Within hours, the platforms notified him the ads could not be promoted because they dealt with “social issues, elections, or politics.”
Carrasco appealed to both Facebook and Instagram, but got the same response: he was allowed to post the ads on his accounts, but still couldn’t pay to have them placed in other people’s feeds.
He said that after hundreds of campaigns on Facebook and Instagram, he has never had a problem with one of his advertisements before.
Kurt Dettbarn, whose agency Design Cellar Media worked on the ads, said the two men were baffled.
“We just didn’t see the political angle on this one, unless the word climate is so toxic that it is entirely political now.”
After an inquiry by CBC Toronto a few days later, Facebook said it had “disapproved the ad in error.”
The social media company pointed to the stringent protections rolled out ahead of this October’s federal election — including the requirement that anyone posting an ad relating to “environmental politics” complete a special authorization process.
“We apologize for the error and have let the advertiser know we are approving their ad,” said a Facebook spokesperson.
A second sticking point
But a day after that reversal, Carrasco still isn’t able to promote his posts, this time because they contain too much text.
Facebook ads are governed by detailed rules, and include prohibitions on everything from advertising weapons to using before-and-after images.
Also on their list? A requirement that text in ads be limited, with the platform advising the use of “little or no image text when possible.”
Facebook told CBC Toronto that ad creators have the option to request a manual review if they believe their content was flagged by mistake, which Carrasco says he’s already done.

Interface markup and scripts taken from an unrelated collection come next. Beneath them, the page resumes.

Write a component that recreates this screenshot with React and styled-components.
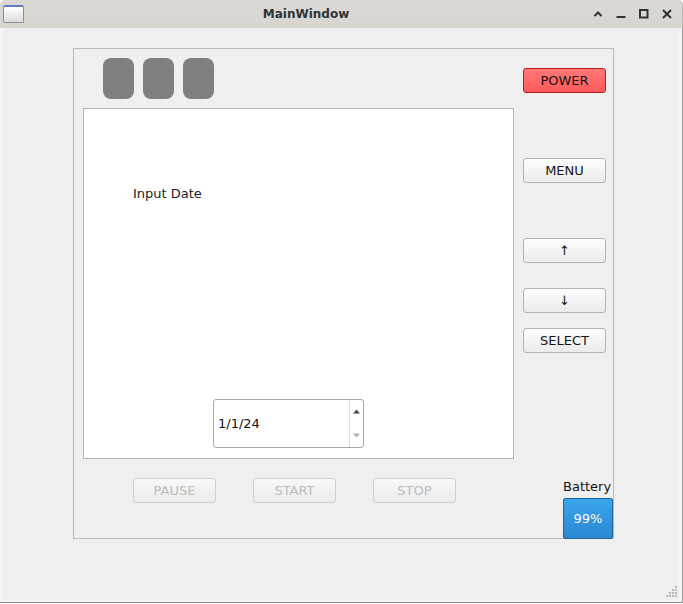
import React from "react";
import styled, { createGlobalStyle } from "styled-components";

const GlobalStyle = createGlobalStyle`
  html, body { margin: 0; padding: 0; background: #ffffff; }
  body { font-family: "DejaVu Sans", "Liberation Sans", sans-serif; }
  * { box-sizing: border-box; }
`;

const Window = styled.div`
  width: 683px;
  height: 604px;
  display: flex;
  flex-direction: column;
  background: #ffffff;
`;

const TitleBar = styled.div`
  height: 28px;
  flex: none;
  display: flex;
  align-items: center;
  background: linear-gradient(#dcd9d5, #d8d4d0);
  border-radius: 5px 5px 0 0;
  border-right: 1px solid #b8b4b0;
  color: #2e3436;
`;

const IconSlot = styled.div`
  width: 26px;
  height: 28px;
  display: flex;
  align-items: center;
  padding-left: 3px;
`;

const AppIcon = styled.div`
  width: 21px;
  height: 18px;
  border: 1px solid #8d8d8d;
  border-top: 2px solid #5b7fc2;
  border-radius: 2px;
  background: linear-gradient(#ffffff, #dcdcdc);
  margin-top: -1px;
`;

const Title = styled.div`
  flex: 1;
  text-align: center;
  font-weight: bold;
  font-size: 12px;
  color: #2e3436;
`;

const Controls = styled.div`
  display: flex;
  padding-right: 4px;
`;

const CtlBtn = styled.div`
  width: 23px;
  height: 28px;
  display: flex;
  align-items: center;
  justify-content: center;
`;

const Frame = styled.div`
  flex: 1;
  display: flex;
  background: #f5f4f3;
  padding: 0 3px 2px 3px;
  border-right: 1px solid #9b9b9b;
  border-bottom: 1px solid #858585;
  margin-bottom: 1px;
`;

const Content = styled.div`
  flex: 1;
  position: relative;
  background: #efefef;
  padding: 20px 0 0 70px;
`;

const Group = styled.div`
  width: 541px;
  height: 491px;
  border: 1px solid #bababa;
  display: flex;
  padding: 9px 0 0 9px;
`;

const LeftCol = styled.div`
  width: 431px;
  display: flex;
  flex-direction: column;
`;

const LedRow = styled.div`
  display: flex;
  gap: 9px;
  margin-left: 20px;
`;

const Led = styled.div`
  width: 31px;
  height: 41px;
  border-radius: 8px;
  background: #808080;
`;

const Display = styled.div`
  margin-top: 9px;
  width: 431px;
  height: 351px;
  background: #ffffff;
  border: 1px solid #b4b4b4;
  display: flex;
  flex-direction: column;
`;

const DateLabel = styled.div`
  margin: 77px 0 0 49px;
  font-size: 13px;
  line-height: 16px;
  color: #1c1c1c;
`;

const SpinBox = styled.div`
  margin: auto 0 10px 129px;
  width: 151px;
  height: 49px;
  display: flex;
  background: #ffffff;
  border: 1px solid #a9a9a9;
  border-radius: 3px;
`;

const SpinText = styled.div`
  flex: 1;
  display: flex;
  align-items: center;
  padding-left: 4px;
  font-size: 13px;
  line-height: 16px;
  color: #111;
`;

const SpinArrows = styled.div`
  width: 14px;
  border-left: 1px solid #dcdcdc;
  display: flex;
  flex-direction: column;
`;

const SpinHalf = styled.div`
  flex: 1;
  display: flex;
  align-items: center;
  justify-content: center;
`;

const ButtonRow = styled.div`
  display: flex;
  gap: 37px;
  margin: 19px 0 0 50px;
`;

const Btn = styled.div`
  width: 83px;
  height: 25px;
  flex: none;
  margin-top: ${(p) => p.$mt || 0}px;
  display: flex;
  align-items: center;
  justify-content: center;
  font-size: 13px;
  border-radius: 3px;
  color: ${(p) => (p.$disabled ? "#bcbcbc" : "#141414")};
  border: 1px solid
    ${(p) => (p.$danger ? "#b81c1c" : p.$disabled ? "#cfcfcf" : "#b3b3b3")};
  background: ${(p) =>
    p.$danger
      ? "linear-gradient(#ff7777, #ff5a5a)"
      : p.$disabled
      ? "linear-gradient(#f8f8f8, #ececec)"
      : "linear-gradient(#fdfdfd, #ebebeb)"};
`;

const RightCol = styled.div`
  flex: 1;
  margin-left: 9px;
  padding-top: 10px;
  display: flex;
  flex-direction: column;
`;

const Battery = styled.div`
  margin-top: auto;
  margin-bottom: -1px;
  align-self: flex-end;
  width: 50px;
  display: flex;
  flex-direction: column;
`;

const BatteryLabel = styled.div`
  font-size: 13px;
  line-height: 16px;
  margin-bottom: 3px;
  color: #141414;
  white-space: nowrap;
`;

const BatteryBox = styled.div`
  height: 41px;
  display: flex;
  align-items: center;
  justify-content: center;
  font-size: 13px;
  color: #ffffff;
  border: 1px solid #22649c;
  border-radius: 2px;
  background: linear-gradient(#3aa5ec, #2b88d1);
`;

const Grip = styled.svg`
  position: absolute;
  right: 2px;
  bottom: 3px;
`;

const gripDots = [];
for (let r = 0; r < 4; r++) {
  for (let c = 3 - r; c < 4; c++) {
    gripDots.push([c * 3, r * 3]);
  }
}

export default function App() {
  return (
    <>
      <GlobalStyle />
      <Window>
        <TitleBar>
          <IconSlot>
            <AppIcon />
          </IconSlot>
          <Title>MainWindow</Title>
          <Controls>
            <CtlBtn>
              <svg width="10" height="8" viewBox="0 0 10 8">
                <path d="M1.5 6 L5 2.5 L8.5 6" fill="none" stroke="#2e3436" strokeWidth="2" />
              </svg>
            </CtlBtn>
            <CtlBtn>
              <svg width="10" height="10" viewBox="0 0 10 10">
                <rect x="0.5" y="7" width="9" height="2" fill="#2e3436" />
              </svg>
            </CtlBtn>
            <CtlBtn>
              <svg width="10" height="10" viewBox="0 0 10 10">
                <rect x="1" y="1" width="7.5" height="7.5" fill="none" stroke="#2e3436" strokeWidth="2" />
              </svg>
            </CtlBtn>
            <CtlBtn>
              <svg width="10" height="10" viewBox="0 0 10 10">
                <path d="M1 1 L9 9 M9 1 L1 9" stroke="#2e3436" strokeWidth="2" />
              </svg>
            </CtlBtn>
          </Controls>
        </TitleBar>
        <Frame>
          <Content>
            <Group>
              <LeftCol>
                <LedRow>
                  <Led />
                  <Led />
                  <Led />
                </LedRow>
                <Display>
                  <DateLabel>Input Date</DateLabel>
                  <SpinBox>
                    <SpinText>1/1/24</SpinText>
                    <SpinArrows>
                      <SpinHalf>
                        <svg width="7" height="5" viewBox="0 0 7 5">
                          <path d="M0 4.5 L3.5 0.5 L7 4.5 Z" fill="#4a4a4a" />
                        </svg>
                      </SpinHalf>
                      <SpinHalf>
                        <svg width="7" height="5" viewBox="0 0 7 5">
                          <path d="M0 0.5 L3.5 4.5 L7 0.5 Z" fill="#b0b0b0" />
                        </svg>
                      </SpinHalf>
                    </SpinArrows>
                  </SpinBox>
                </Display>
                <ButtonRow>
                  <Btn $disabled>PAUSE</Btn>
                  <Btn $disabled>START</Btn>
                  <Btn $disabled>STOP</Btn>
                </ButtonRow>
              </LeftCol>
              <RightCol>
                <Btn $danger>POWER</Btn>
                <Btn $mt={65}>MENU</Btn>
                <Btn $mt={55}>↑</Btn>
                <Btn $mt={25}>↓</Btn>
                <Btn $mt={15}>SELECT</Btn>
                <Battery>
                  <BatteryLabel>Battery</BatteryLabel>
                  <BatteryBox>99%</BatteryBox>
                </Battery>
              </RightCol>
            </Group>
            <Grip width="11" height="11" viewBox="0 0 11 11">
              {gripDots.map(([x, y]) => (
                <rect key={`${x}-${y}`} x={x} y={y} width="2" height="2" fill="#b8b8b8" />
              ))}
            </Grip>
          </Content>
        </Frame>
      </Window>
    </>
  );
}
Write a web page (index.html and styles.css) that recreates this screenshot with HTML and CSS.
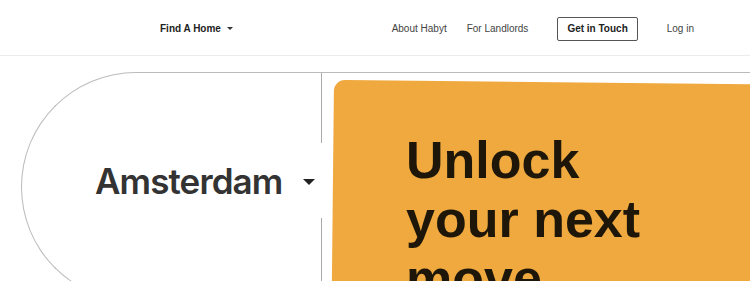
FILE: index.html
```html
<!DOCTYPE html>
<html>

<head>
    <meta charset="utf-8" />
    <title>Habyt</title>
    <link rel="stylesheet" href="styles.css">
</head>

<body>
    <header class="top">
        <div class="find">Find A Home <span class="caret-sm"></span></div>
        <nav class="links">
            <a class="link" href="#">About Habyt</a>
            <a class="link link-land" href="#">For Landlords</a>
            <a class="touch" href="#">Get in Touch</a>
            <a class="link link-log" href="#">Log in</a>
        </nav>
    </header>

    <main class="hero">
        <div class="search">
            <div class="city-col">
                <div class="city">
                    <span class="city-name">Amsterdam</span>
                    <span class="caret-lg"></span>
                </div>
            </div>
            <div class="card">
                <div class="card-bg"></div>
                <h1 class="title">Unlock<br>your next<br>move</h1>
            </div>
        </div>
    </main>
</body>

</html>
```

FILE: styles.css
```css
html,
body {
    margin: 0;
    padding: 0;
    overflow: hidden;
    background: #fff;
    font-family: "Liberation Sans", Arial, sans-serif;
}

a {
    text-decoration: none;
}

.top {
    height: 53px;
    border-bottom: 1px solid #ececec;
    display: flex;
    align-items: center;
    padding: 2px 56px 0 160px;
    box-sizing: content-box;
}

.find {
    font-size: 10px;
    font-weight: bold;
    color: #222;
    display: flex;
    align-items: center;
}

.caret-sm {
    display: inline-block;
    margin-left: 6px;
    border-left: 3px solid transparent;
    border-right: 3px solid transparent;
    border-top: 3px solid #333;
}

.links {
    margin-left: auto;
    display: flex;
    align-items: center;
}

.link {
    font-size: 10px;
    color: #444;
}

.link-land {
    margin-left: 20px;
}

.link-log {
    margin-left: 29px;
}

.touch {
    margin-left: 29px;
    height: 24px;
    box-sizing: border-box;
    padding: 0 9px;
    border: 1px solid #555;
    border-radius: 2px;
    font-size: 10px;
    font-weight: bold;
    color: #222;
    display: flex;
    align-items: center;
}

.hero {
    padding-top: 16px;
}

.search {
    margin-left: 21px;
    width: 900px;
    height: 230px;
    box-sizing: border-box;
    border: 1px solid #bbb;
    border-right: none;
    border-radius: 115px 0 0 115px;
    display: flex;
}

/* divider with a gap where the select sits */
.city-col {
    width: 300px;
    flex: none;
    box-sizing: border-box;
    padding-top: 70px;
    display: flex;
    flex-direction: column;
    background:
        linear-gradient(#aaa, #aaa) right top / 1px 70px no-repeat,
        linear-gradient(#aaa, #aaa) right bottom / 1px calc(100% - 145px) no-repeat;
}

.city {
    height: 75px;
    display: flex;
    align-items: center;
    padding-left: 73px;
}

.city-name {
    font-family: Inter, "Liberation Sans", sans-serif;
    font-size: 35px;
    font-weight: 600;
    color: #333;
    letter-spacing: -0.9px;
}

.caret-lg {
    margin-left: 21px;
    margin-top: 3px;
    border-left: 6px solid transparent;
    border-right: 6px solid transparent;
    border-top: 6px solid #222;
}

.card {
    position: relative;
    margin-left: 12px;
    margin-top: 7px;
    flex: 1;
    padding: 51px 0 0 72px;
}

.card-bg {
    position: absolute;
    left: 0;
    top: 0;
    right: 0;
    bottom: -40px;
    background: #efa93e;
    border-radius: 11px 0 0 0;
    transform: rotate(0.6deg);
    transform-origin: 0 0;
}

.title {
    position: relative;
    margin: 0;
    font-size: 52px;
    line-height: 59px;
    font-weight: bold;
    color: #1e1709;
}
```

“It’s a very ambiguous rule,” said Carrasco. “And it changes depending on the ad. I’ve experimented with many, many different formats, and this is the first time that an ad like this gets declined.”
‘You want someone doing that work’
CBC Toronto reached out to other professionals who advertise on Facebook to gauge their experiences.
Michelene Maguire, managing director for the Maguire Marketing Group, has had her clients’ ads paused, reviewed and rejected before.
She likens the experience of appealing the platform’s decisions to going through airport security.
“Is it fair who gets to go through? I don’t know, and sometimes it can be really frustrating. But at the same time you want someone doing that work.”
Kyle Smendziuk, CEO of WebMarketers, said he has seen a change in the platform’s rigorous standards ever since Facebook faced questions from the U.S. government in spring 2018 after the Cambridge Analytica data scandal.
Like Maguire, he has had ads rejected, and said that about half the time, his team will remake the ads to fit Facebook’s requirements. He acknowledged the whole process can be opaque.
“My guess is that the vast majority of people when something is not approved, they just give up.”
Carrasco, however, is not giving up.
He’s still considering redoing his ad and resubmitting it to Facebook and Instagram, but also said he’ll take some of his money elsewhere so the ad can be featured on other platforms, such as YouTube.
“This is not going to deter us,” he said.
“I have a moral obligation to contribute, to offset our carbon footprint. I’m not an environmentalist. I’m just a businessman trying to do the right thing.”